REVERSED AND REMANDED.

FOOTNOTES

1.   We note that service on the Board was accomplished by certified mail. However, because the Board received the notice of appeal, we need not consider the effect of § 40-1-45(c)(2) or Rule 810–1–5–.01(3)(b), Ala. Admin. Code (Dep't of Revenue), which make the use of certified mail equivalent to the use of registered mail if certain requirements are met.

2.   The Board relies on cases predating the 1985 enactment of § 40-1-45 to further bolster its argument that timely mailing of a notice of appeal is not equivalent to timely filing of a notice of appeal with the secretary of the Board. See, e.g., State Dep't of Revenue v. Welding Eng'g & SupplyCo., 452 So. 2d 1340 (Ala. Civ. App. 1984); Mitchell v. State, 351 So. 2d 599 (Ala. Civ. App. 1977); and State v. EmpireBldg. Co., 46 Ala. App. 565, 246 So. 2d 454 (Civ. App. 1971). However, those cases are not helpful in deciding whether § 40-1-45 applies to notices of appeal under § 40-3-25.

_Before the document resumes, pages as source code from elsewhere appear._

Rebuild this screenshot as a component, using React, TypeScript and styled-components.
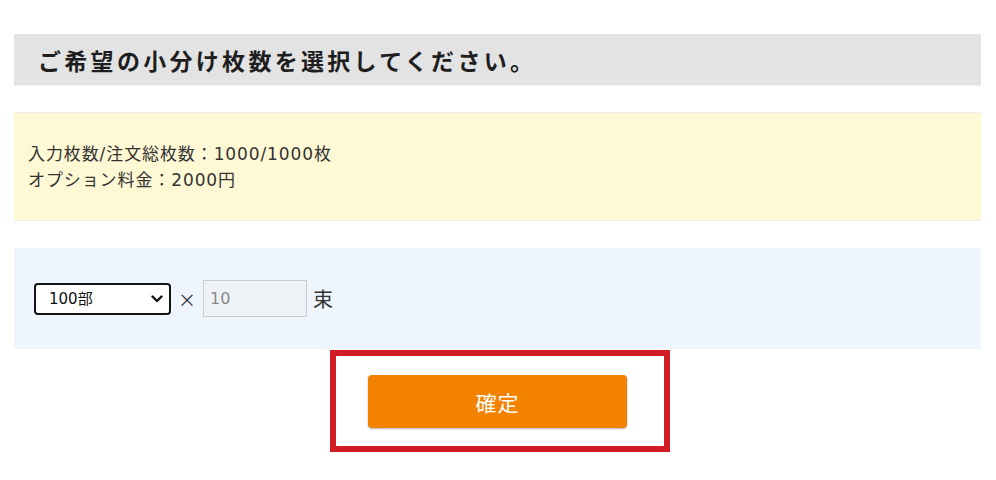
import React from "react";
import styled, { createGlobalStyle } from "styled-components";

const Global = createGlobalStyle`
  html, body { margin: 0; padding: 0; background: #ffffff; }
  body { font-family: "DejaVu Sans", "Noto Sans CJK JP", sans-serif; color: #333333; }
`;

const Page = styled.div`
  width: 967px;
  margin: 0 14px;
  padding-top: 34px;
`;

const Heading = styled.h2`
  margin: 0;
  height: 52px;
  background: #e3e3e3;
  border-bottom: 1px solid #f0f0f0;
  box-sizing: border-box;
  display: flex;
  align-items: center;
  padding-left: 24px;
  font-family: "Noto Sans CJK JP", sans-serif;
  font-size: 23px;
  font-weight: 700;
  letter-spacing: 3.3px;
  color: #1e1e1e;
`;

const InfoBox = styled.div`
  margin-top: 26px;
  background: #fff8d4;
  border-top: 1px solid #ececec;
  border-bottom: 1px solid #ececec;
  height: 109px;
  box-sizing: border-box;
  padding: 28px 0 0 14px;
  font-family: "DejaVu Sans", "Noto Sans CJK JP", sans-serif;
  font-size: 17px;
  letter-spacing: 0.9px;
  line-height: 26px;
  color: #333333;
`;

const InfoLine = styled.div``;

const SelectBox = styled.div`
  margin-top: 27px;
  background: #eef5fc;
  height: 101px;
  display: flex;
  align-items: center;
  padding-left: 20px;
`;

const SelectWrap = styled.div`
  position: relative;
  width: 137px;
  height: 32px;
`;

const Select = styled.select`
  appearance: none;
  width: 137px;
  height: 32px;
  border: 2px solid #141414;
  border-radius: 4px;
  background: #ffffff;
  box-sizing: border-box;
  padding: 0 0 0 13px;
  font-family: "DejaVu Sans", "Noto Sans CJK JP", sans-serif;
  font-size: 15px;
  color: #111111;
  outline: none;
`;

const Chevron = styled.svg`
  position: absolute;
  right: 8px;
  top: 11px;
  pointer-events: none;
`;

const Times = styled.span`
  margin: 0 7px 0 7px;
  font-size: 18px;
  color: #333333;
  font-family: "Noto Sans CJK JP", sans-serif;
`;

const NumInput = styled.input`
  width: 104px;
  height: 37px;
  box-sizing: border-box;
  border: 1px solid #cccccc;
  background: #eef2f6;
  padding: 0 0 0 6px;
  font-family: "DejaVu Sans", sans-serif;
  font-size: 16px;
  color: #888888;
  outline: none;
`;

const Unit = styled.span`
  margin-left: 6px;
  font-family: "Noto Sans CJK JP", sans-serif;
  font-size: 20px;
  color: #333333;
`;

const ButtonFrame = styled.div`
  margin: 1px 0 0 316px;
  width: 340px;
  height: 102px;
  box-sizing: border-box;
  border: 6px solid #d21c24;
  padding: 19px 0 0 32px;
`;

const ConfirmButton = styled.button`
  width: 259px;
  height: 53px;
  border: none;
  border-radius: 4px;
  background: #f38200;
  box-shadow: 0 1px 2px rgba(0, 0, 0, 0.3);
  color: #ffffff;
  font-family: "Noto Sans CJK JP", sans-serif;
  font-size: 21px;
  letter-spacing: 1px;
  cursor: pointer;
`;

export default function App() {
  return (
    <>
      <Global />
      <Page>
        <Heading>ご希望の小分け枚数を選択してください。</Heading>
        <InfoBox>
          <InfoLine>入力枚数/注文総枚数：1000/1000枚</InfoLine>
          <InfoLine>オプション料金：2000円</InfoLine>
        </InfoBox>
        <SelectBox>
          <SelectWrap>
            <Select defaultValue="100">
              <option value="100">100部</option>
              <option value="50">50部</option>
            </Select>
            <Chevron width="12" height="10" viewBox="0 0 12 10">
              <path d="M1.5 2.5 L6 7 L10.5 2.5" fill="none" stroke="#111" strokeWidth="2.4" strokeLinecap="round" strokeLinejoin="round" />
            </Chevron>
          </SelectWrap>
          <Times>×</Times>
          <NumInput defaultValue="10" />
          <Unit>束</Unit>
        </SelectBox>
        <ButtonFrame>
          <ConfirmButton>確定</ConfirmButton>
        </ButtonFrame>
      </Page>
    </>
  );
}
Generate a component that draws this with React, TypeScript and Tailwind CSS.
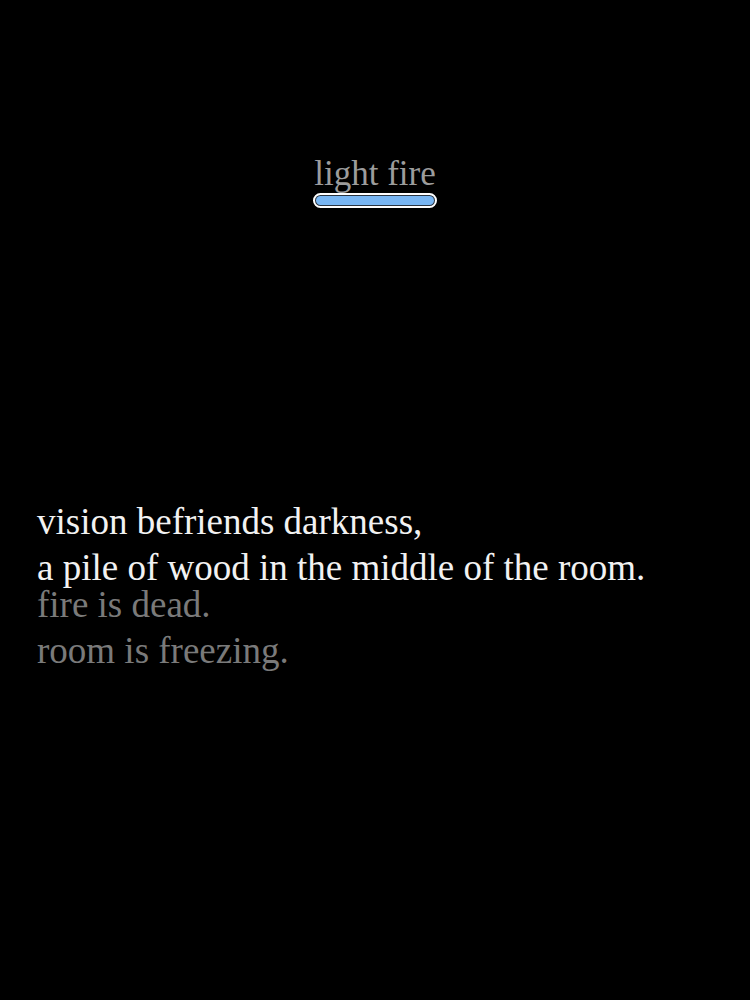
import React from "react";

export default function App() {
  const serif = { fontFamily: '"Liberation Serif", "Times New Roman", serif' };
  return (
    <div className="w-full h-[1000px] bg-black overflow-hidden" style={serif}>
      <div className="flex flex-col items-center pt-[154px]">
        <div className="text-[35px] leading-[40px] text-[#9c9c9c]">light fire</div>
        <div className="mt-[-1px] w-[124px] h-[15px] rounded-full border-2 border-white bg-[#2a3440] p-[1px]">
          <div className="h-full w-full rounded-full bg-[#78b6f3]" />
        </div>
      </div>
      <div className="pl-[37px] mt-[291px]">
        <div className="text-[37px] leading-[46px] text-[#f2f2f2]">
          <div>vision befriends darkness,</div>
          <div>a pile of wood in the middle of the room.</div>
        </div>
        <div className="mt-[-9px] text-[37px] leading-[46px] text-[#7a7a7a]">
          <div>fire is dead.</div>
          <div>room is freezing.</div>
        </div>
      </div>
    </div>
  );
}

3.   Furthermore, we note that, unless registered or certified mail is used, see § 40-1-45(c)(1) and Rule 810-1-5-.01.(3)(b), Ala. Admin. Code (Dep't of Revenue), the mailing date is considered to be the filing date of a document only if that document is actually received by the proper official or department. See § 40-1-45(a)(1) (“If any ․ document required to be filed ․ within a prescribed period or on or before a prescribed date under authority of any provision of [the revenue code] is, after such period or such date, delivered by United States mail to the agency, officer, or office with which such ․ document is required to be filed ․”(emphasis added)). Because the taxpayer in Mann did not dispute the Department's assertion that it had never received the notice of appeal, which had apparently been mailed by regular mail, § 40-1-45 would not have operated to make the notice of appeal timely.

THOMAS, Judge.

Pittman, Moore, and Donaldson, JJ., concur. Thompson, P.J., concurs in the result, without writing.